Pia Mellody, a pioneer in the recovery field, was instrumental in helping me gain this understanding of boundaries.

Omega: As a therapist who works with body image issues and disordered eating, how has your approach evolved?

Melody: After years of being in private practice and treating girls and women sitting on a couch across from me and talking and seeing slow improvements and a little bit of hope, I eventually realized what was missing. I realized I found my own body confidence and my own self-acceptance because of my yoga practice, in addition to my therapy. It was a combination of both.

The Western medical and psychotherapeutic model is to treat the mind. With an eating disorder recovery treatment, the Western medical model is to treat weight and numbers with scales, dietary plans, calorie requirements, BMI requirements, and things like that. What this doesn't include is the body, at least not in the way that yoga includes the body. Yoga says that mind and body are not separate. To leave out the body, especially in something that is as psychosomatic and embodied as an eating disorder is such a miss.

Omega: What is your approach to treating eating disorders now?

Melody: There are two things that differentiate my approach, but the biggest one is embodied practices. I get people to experience their body as a tool for wisdom, a tool for understanding themselves. They learn to feel the sensations and emotions they have so they can have a sense of how to navigate their environment. They learn to feel and find acceptance for whatever is happening.

I also work a lot with resiliency, hope, and wholeness. I want my clients to integrate and accept all the experiences that have happened to them.

Whatever it was they experienced as a child that made them cope with emotional overwhelm through restricting food, bingeing on food, or having a distorted self-image, I want them to know there are other ways to embrace their emotional experience. At its root, an eating disorder is not unlike any other addiction. It just happens to be food that's the chosen mechanism to act out with.

New research shows it takes 90 seconds for an emotion to pass through the body, but we can spend 30 years running from it through drugs, alcohol, an eating disorder, and all kinds of other mechanisms.

Yoga offers us the capacity to be present with our sensations starting with the sensations of the fluctuations of our mind. We stay still. Feelings come. We create space. We stay in that discomfort. Feelings leave. It feels like a miracle.

Omega: How can mental health professionals who treat body image and eating disorders get more involved with yoga and mindfulness?

Melody: There are a couple of really good books and organizations that they can begin with. Of course, there's the Embody Love Movement®, which I started, and there's another organization called the Yoga and Body Image Coalition.

Anna Guest-Jelley and Melanie Klein co-edited a book called Yoga and Body Image: 25 Personal Stories About Beauty, Bravery & Loving Your Body. I have a chapter in that book. Anna Guest-Jelley also has a great book called Curvy Yoga.

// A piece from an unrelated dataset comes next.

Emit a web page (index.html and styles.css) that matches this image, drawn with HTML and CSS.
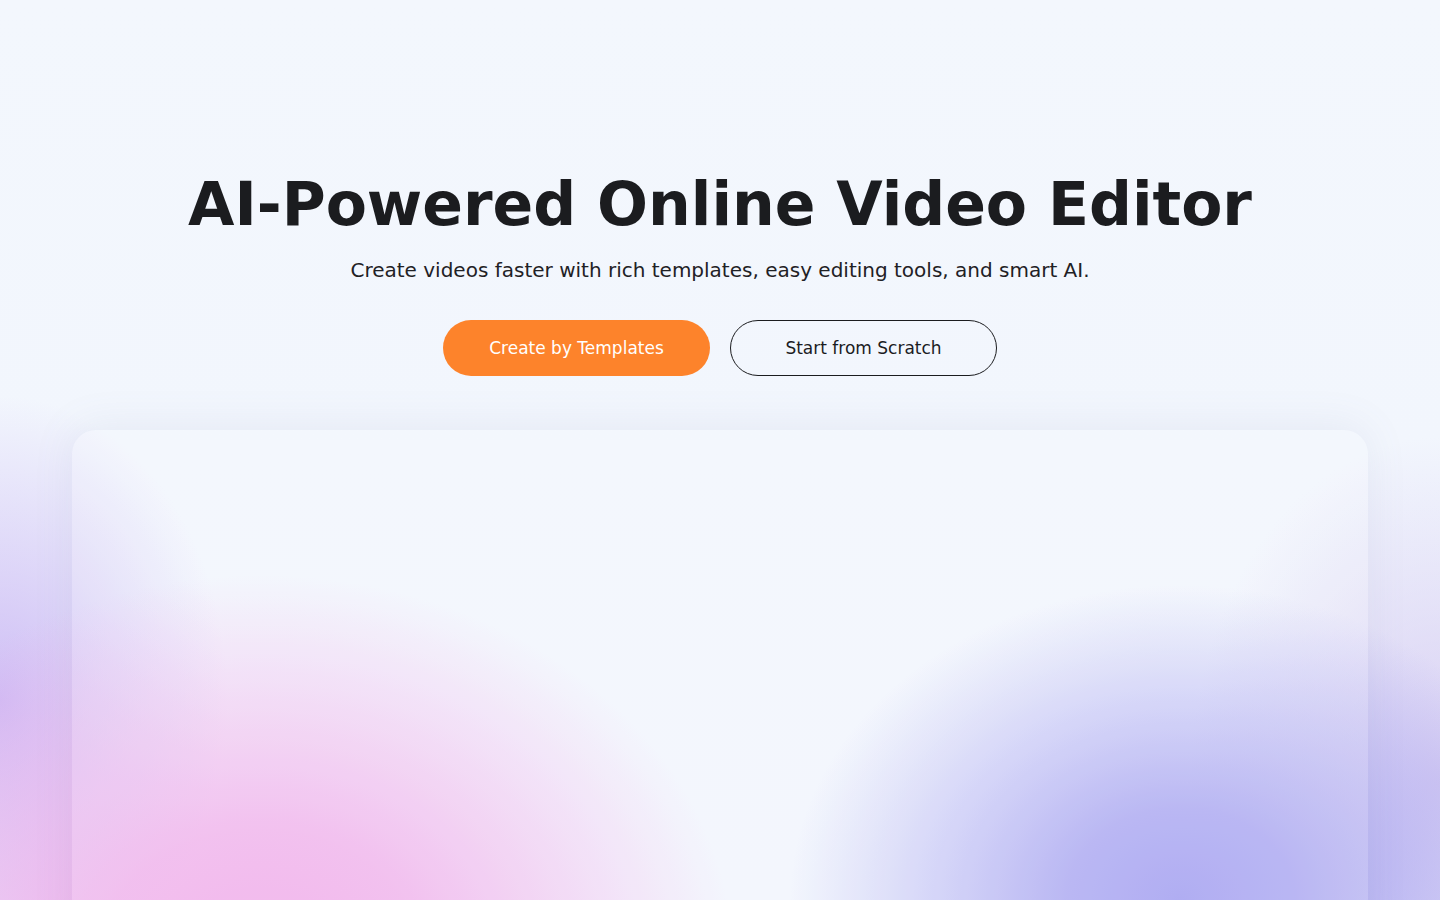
FILE: index.html
```html
<!DOCTYPE html>
<html lang="en">
<head>
<meta charset="utf-8">
<title>AI-Powered Online Video Editor</title>
<link rel="stylesheet" href="styles.css">
</head>
<body>
<main class="page">
  <section class="hero">
    <h1 class="hero-title">AI-Powered Online Video Editor</h1>
    <p class="hero-sub">Create videos faster with rich templates, easy editing tools, and smart AI.</p>
    <div class="hero-actions">
      <a class="btn btn-primary" href="#">Create by Templates</a>
      <a class="btn btn-outline" href="#">Start from Scratch</a>
    </div>
  </section>
  <section class="preview">
    <div class="preview-card"></div>
  </section>
</main>
</body>
</html>
```
FILE: styles.css
```css
* { box-sizing: border-box; }
html, body { margin: 0; padding: 0; height: 100%; }
body {
  font-family: "DejaVu Sans", "Noto Sans", sans-serif;
  color: #1b1c1f;
  background: #f2f6fd;
  overflow: hidden;
}
.page {
  height: 900px;
  overflow: hidden;
  background:
    radial-gradient(ellipse 640px 520px at 260px 960px, rgba(240,172,234,1) 0%, rgba(240,172,234,0.85) 25%, rgba(240,172,234,0) 74%),
    radial-gradient(ellipse 300px 400px at 0px 700px, rgba(204,186,244,0.95), rgba(204,186,244,0) 76%),
    radial-gradient(ellipse 520px 420px at 1180px 900px, rgba(164,160,240,1) 0%, rgba(164,160,240,0.85) 22%, rgba(164,160,240,0) 75%),
    radial-gradient(ellipse 320px 440px at 1440px 780px, rgba(214,204,242,0.95), rgba(214,204,242,0) 78%),
    linear-gradient(180deg, #f3f7fd 0%, #f1f5fd 100%);
}
.hero {
  display: flex;
  flex-direction: column;
  align-items: center;
  padding-top: 164px;
}
.hero-title {
  margin: 0;
  font-size: 60px;
  line-height: 80px;
  font-weight: 700;
  color: #1b1c1f;
}
.hero-sub {
  margin: 12px 0 0;
  font-size: 20px;
  line-height: 28px;
  color: #1f2125;
}
.hero-actions {
  display: flex;
  gap: 20px;
  margin-top: 36px;
}
.btn {
  display: flex;
  align-items: center;
  justify-content: center;
  width: 267px;
  height: 56px;
  border-radius: 28px;
  font-size: 17px;
  text-decoration: none;
}
.btn-primary {
  background: #fd832b;
  color: #fff;
}
.btn-outline {
  border: 1px solid #1b1c1f;
  color: #1b1c1f;
  background: transparent;
}
.preview {
  padding: 54px 72px 0;
}
.preview-card {
  height: 520px;
  border-radius: 24px;
  background: rgba(255,255,255,0.14);
  box-shadow: 0 -4px 40px rgba(120,130,170,0.10);
}
```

There's a really wonderful book, especially for psychotherapists, psychologists, and psychiatrists, by Carolyn Costin and Joe Kelly called Yoga and Eating Disorders. They really compiled a wonderful aggregation of what's been done so far, what's working, and what's beneficial.

There are so many more, but I'll offer just one more: Sarahjoy Marsh wrote a great book called Hunger, Hope & Healing. These are all a good place to start.